Flow and passage of time puzzles were analyzed by first clarifying their roles in the current multidisciplinary understanding of time in consciousness. All terms ( flow, passage, happening, becoming) are carefully defined. Flow and passage are defined differently, the former involving the psychological aspects of time and the latter involving the evolving universe and associated new cerebral events. The concept of the flow of time (FOT) is deconstructed into two levels: (a) a lower level ― a perceptual dynamic flux, or happening, or flow of events (not time); and (b) an upper level ― a cognitive view of past/present/future in which the observer seems to move from one to the other. With increasing evidence that all perception is a discrete continuity provided by illusory perceptual completion, the lower-level FOT is essentially the result of perceptual completion. The brain conflates the expression flow (passage, for some) of time with experiences of perceptual completion.
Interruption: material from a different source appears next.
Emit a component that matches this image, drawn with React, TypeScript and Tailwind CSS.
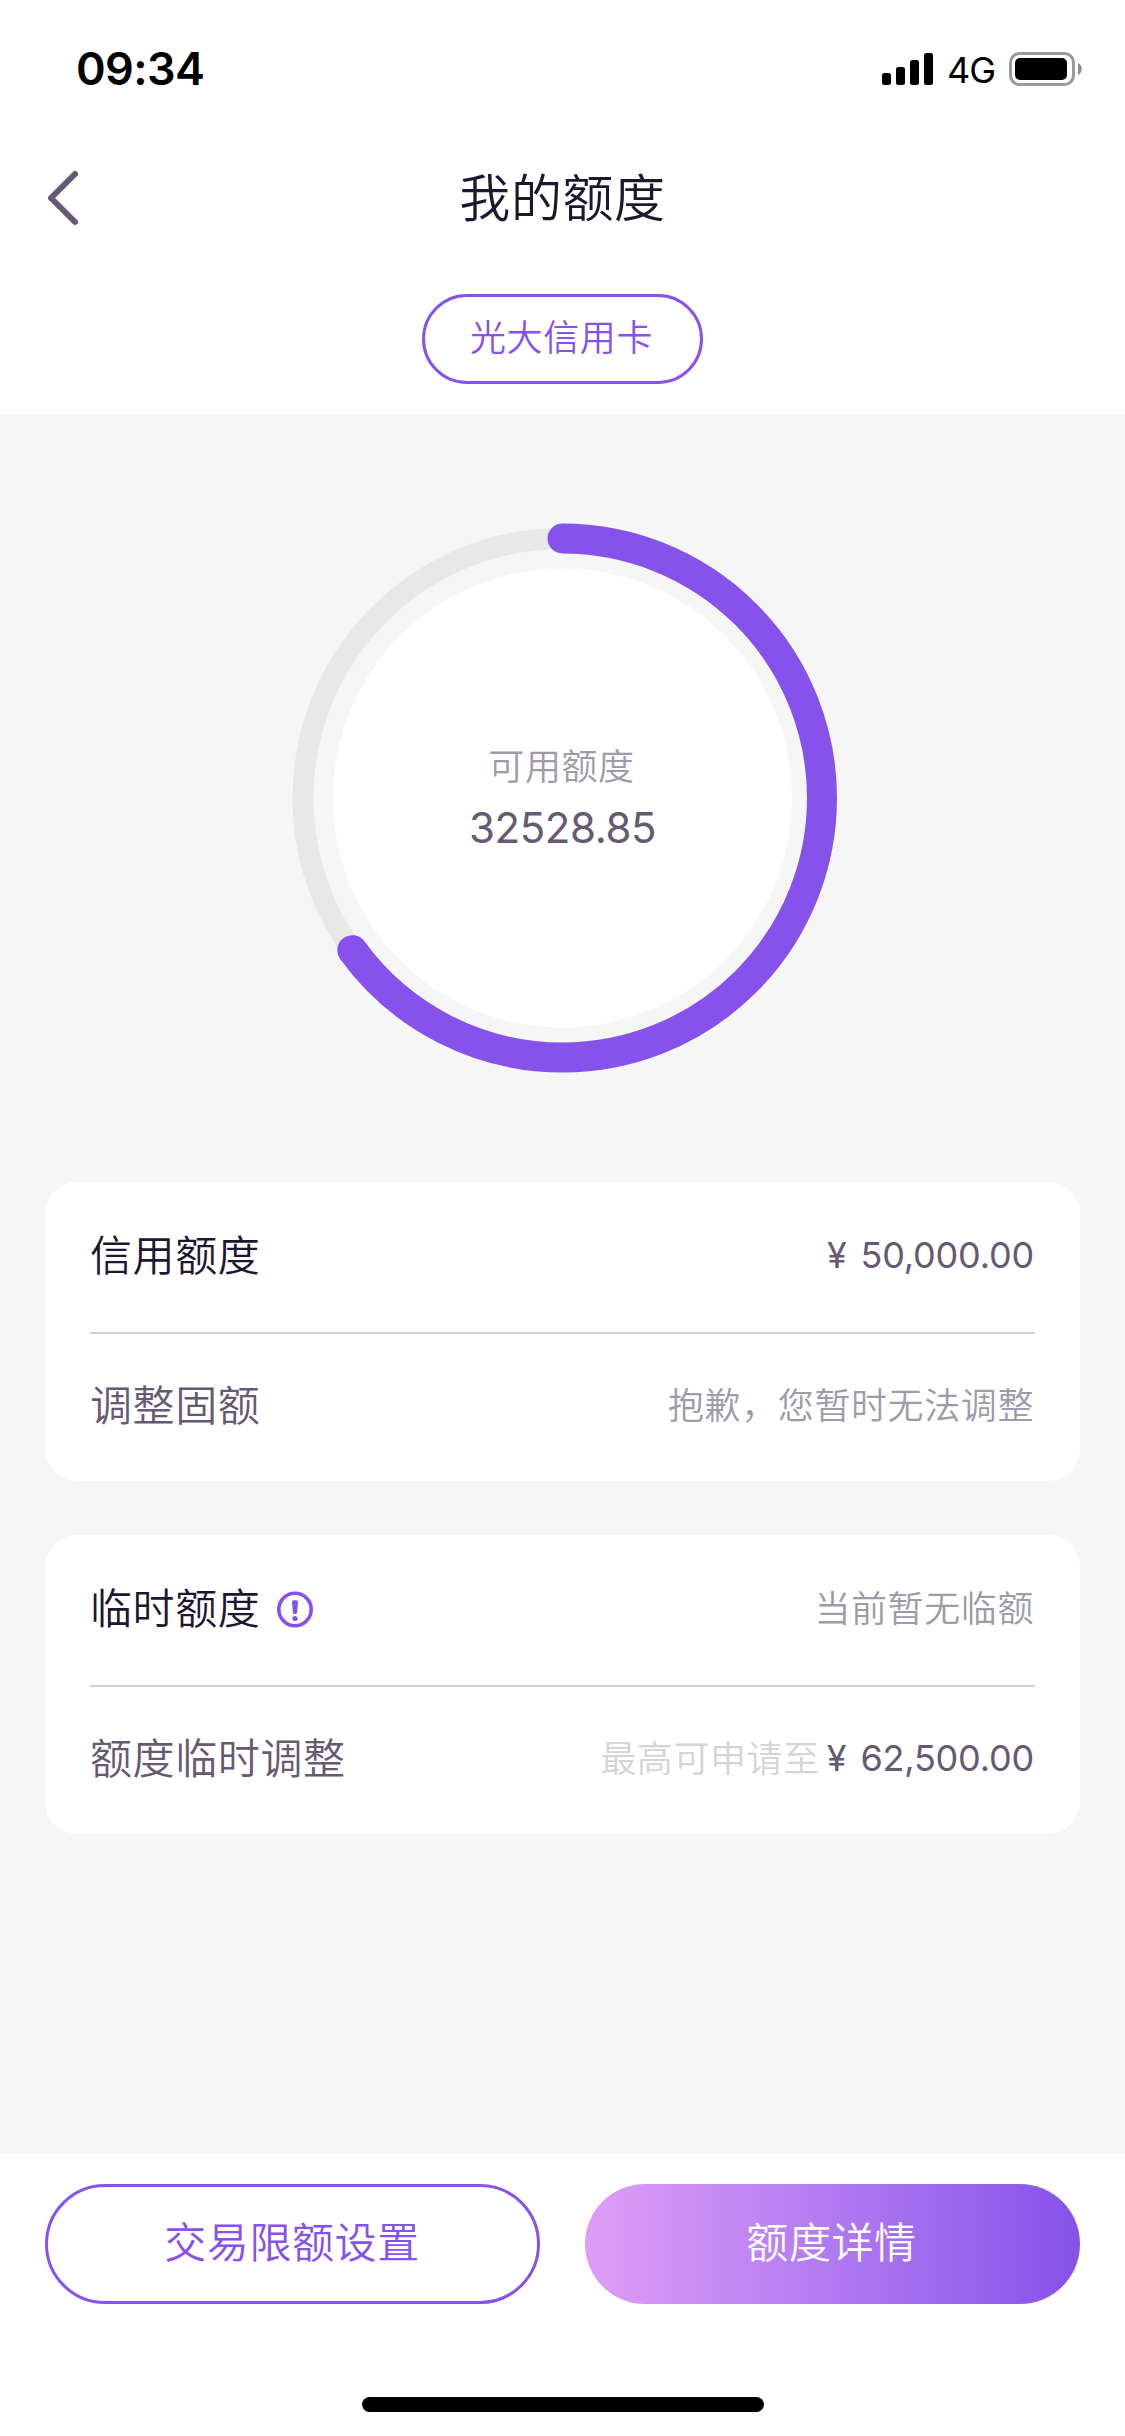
import { ReactNode } from "react";

const TOTAL_LIMIT = 50000;
const AVAILABLE_LIMIT = 32528.85;

interface RowProps {
  label: string;
  muted?: boolean;
  icon?: ReactNode;
  children: ReactNode;
}

function StatusBar() {
  return (
    <div className="flex h-[138px] items-start justify-between pl-[76px] pr-[42px] font-normal text-black">
      <span className="mt-[42px] text-[45px] leading-[54px] font-semibold tracking-[-0.6px]">
        09:34
      </span>
      <div className="mt-[52px] flex h-[34px] items-center">
        <svg width="52" height="34" viewBox="0 0 52 34" aria-hidden="true">
          <rect x="0" y="21" width="9" height="12" rx="2.5" />
          <rect x="14" y="15" width="9" height="18" rx="2.5" />
          <rect x="28" y="8" width="9" height="25" rx="2.5" />
          <rect x="42" y="1" width="9" height="32" rx="2.5" />
        </svg>
        <span className="ml-[13px] mt-[2px] w-[62px] text-[36px] leading-[34px] tracking-[-1px]">
          4G
        </span>
        <svg width="74" height="34" viewBox="0 0 74 34" aria-hidden="true">
          <rect
            x="1.5"
            y="1.5"
            width="63"
            height="31"
            rx="9"
            fill="none"
            stroke="#9a9a9a"
            strokeWidth="3"
          />
          <rect x="6" y="6" width="52" height="22" rx="5" />
          <path d="M69 11c5 2 5 10 0 12z" fill="#8e8e8e" />
        </svg>
      </div>
    </div>
  );
}

function LimitRing() {
  const radius = 259.5;
  const length = 2 * Math.PI * radius;
  // whole percent only, the remainder is dropped
  const percent = Math.floor((AVAILABLE_LIMIT / TOTAL_LIMIT) * 100);
  const used = (percent / 100) * length;

  return (
    <div className="relative h-[550px] w-[550px]">
      <svg width="550" height="550" viewBox="0 0 550 550" aria-hidden="true">
        <circle
          cx="274.5"
          cy="275"
          r={radius}
          fill="none"
          stroke="#e8e8e8"
          strokeWidth="21"
        />
        <circle cx="274.5" cy="275" r="229.5" fill="#fff" />
        <circle
          cx="274.5"
          cy="275"
          r={radius}
          fill="none"
          stroke="#8652eb"
          strokeWidth="30"
          strokeLinecap="round"
          strokeDasharray={`${used} ${length}`}
          transform="rotate(-90 274.5 275)"
        />
      </svg>
      <div className="absolute inset-0 flex flex-col items-center pt-[217px]">
        <p className="mr-[2px] text-[36px] leading-[54px] text-[#9d9ba9]">
          可用额度
        </p>
        <p className="mt-[8px] text-[42px] leading-[52px] font-normal tracking-[-0.4px] text-[#665a73]">
          {AVAILABLE_LIMIT}
        </p>
      </div>
    </div>
  );
}

function Row({ label, muted = false, icon, children }: RowProps) {
  return (
    <div className="flex h-[143px] items-center justify-between border-[#cfcfd1] first:h-[152px] first:border-b-2 first:pb-[3px]">
      <div className="flex items-center">
        <span
          className={
            muted
              ? "text-[42px] leading-[60px] text-[#665a73]"
              : "text-[42px] leading-[60px] text-[#1e1730]"
          }
        >
          {label}
        </span>
        {icon}
      </div>
      <div className="flex items-center pr-px text-[36px] leading-[54px] text-[#9d9ba9]">
        {children}
      </div>
    </div>
  );
}

function Amount({ value }: { value: string }) {
  return (
    <span className="pb-px font-normal tracking-[-0.2px] text-[#665a73]">
      <span className="mr-[4px]">¥</span> {value}
    </span>
  );
}

function Card({ children }: { children: ReactNode }) {
  return (
    <section className="mx-[45px] h-[299px] rounded-[32px] bg-white px-[45px]">
      {children}
    </section>
  );
}

function InfoIcon() {
  return (
    <svg
      className="ml-[16px]"
      width="38"
      height="38"
      viewBox="0 0 38 38"
      aria-hidden="true"
    >
      <circle
        cx="19"
        cy="19.5"
        r="16.2"
        fill="none"
        stroke="#8652eb"
        strokeWidth="3.6"
      />
      <path
        d="M16 12c0-1 .7-1.700 1.700-1.700h2.600c1 0 1.700.7 1.700 1.700l-.9 10.300c-.1 1-.8 1.600-1.600 1.600h-1c-.8 0-1.500-.6-1.600-1.600z"
        fill="#8652eb"
      />
      <circle cx="19" cy="28.5" r="2.6" fill="#8652eb" />
    </svg>
  );
}

export default function App() {
  return (
    <main className="flex h-[2436px] w-[1125px] flex-col overflow-hidden bg-[#f6f6f6] font-['Inter','Noto_Sans_CJK_SC',sans-serif] font-[350] tracking-[0.6px]">
      <header className="h-[414px] shrink-0 bg-white">
        <StatusBar />
        <div className="grid h-[120px] grid-cols-[1fr_auto_1fr] items-center px-[45px]">
          <button aria-label="返回">
            <svg
              width="36"
              height="60"
              viewBox="0 0 36 60"
              fill="none"
              stroke="#665a73"
              strokeWidth="6"
              strokeLinecap="round"
              strokeLinejoin="round"
            >
              <path d="M30 6L6 30l24 24" />
            </svg>
          </button>
          <h1 className="pt-[2px] text-[51px] leading-[72px] text-[#1e1730]">
            我的额度
          </h1>
        </div>
        <div className="mt-[36px] flex justify-center">
          <button className="h-[90px] w-[281px] rounded-full border-3 border-[#8652eb] pb-[2px] pr-[2px] text-[36px] leading-[54px] text-[#8652eb]">
            光大信用卡
          </button>
        </div>
      </header>

      <div className="flex flex-1 flex-col">
        <div className="flex h-[768px] justify-center pt-[109px]">
          <LimitRing />
        </div>
        <Card>
          <Row label="信用额度">
            <Amount value="50,000.00" />
          </Row>
          <Row label="调整固额" muted>
            抱歉，您暂时无法调整
          </Row>
        </Card>
        <div className="h-[54px]" />
        <Card>
          <Row label="临时额度" icon={<InfoIcon />}>
            当前暂无临额
          </Row>
          <Row label="额度临时调整" muted>
            <span className="mr-[7px] text-[#d4d3d8]">最高可申请至</span>
            <Amount value="62,500.00" />
          </Row>
        </Card>
      </div>

      <footer className="flex h-[282px] shrink-0 flex-col items-center bg-white px-[45px] pt-[30px]">
        <div className="grid h-[120px] w-full grid-cols-2 gap-[45px] text-[42px] leading-[60px]">
          <button className="rounded-full border-3 border-[#8652eb] pb-[2px] pr-px text-[#8652eb]">
            交易限额设置
          </button>
          <button className="rounded-full bg-linear-to-r from-[#df9df5] to-[#8651e9] pb-[2px] pr-[2px] text-white">
            额度详情
          </button>
        </div>
        <div className="mt-[93px] h-[15px] w-[402px] rounded-full bg-black" />
      </footer>
    </main>
  );
}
However, this is an illusory percept. Converging evidence on the upper-level FOT reveals it as a false cognition that has the illusory percept of object persistence as its prerequisite. To research this argument, an experiment that temporarily removes the experience of the lower-level FOT might be conducted. The claustrum of the brain (arguably the center of consciousness) should be intermittently stimulated to create a scenario of discrete observations (involving all the senses) with long interstimulus intervals of non-consciousness and thereby no perceptual completion. Without perceptual completion, there should be no subjective experience of the lower-level FOT.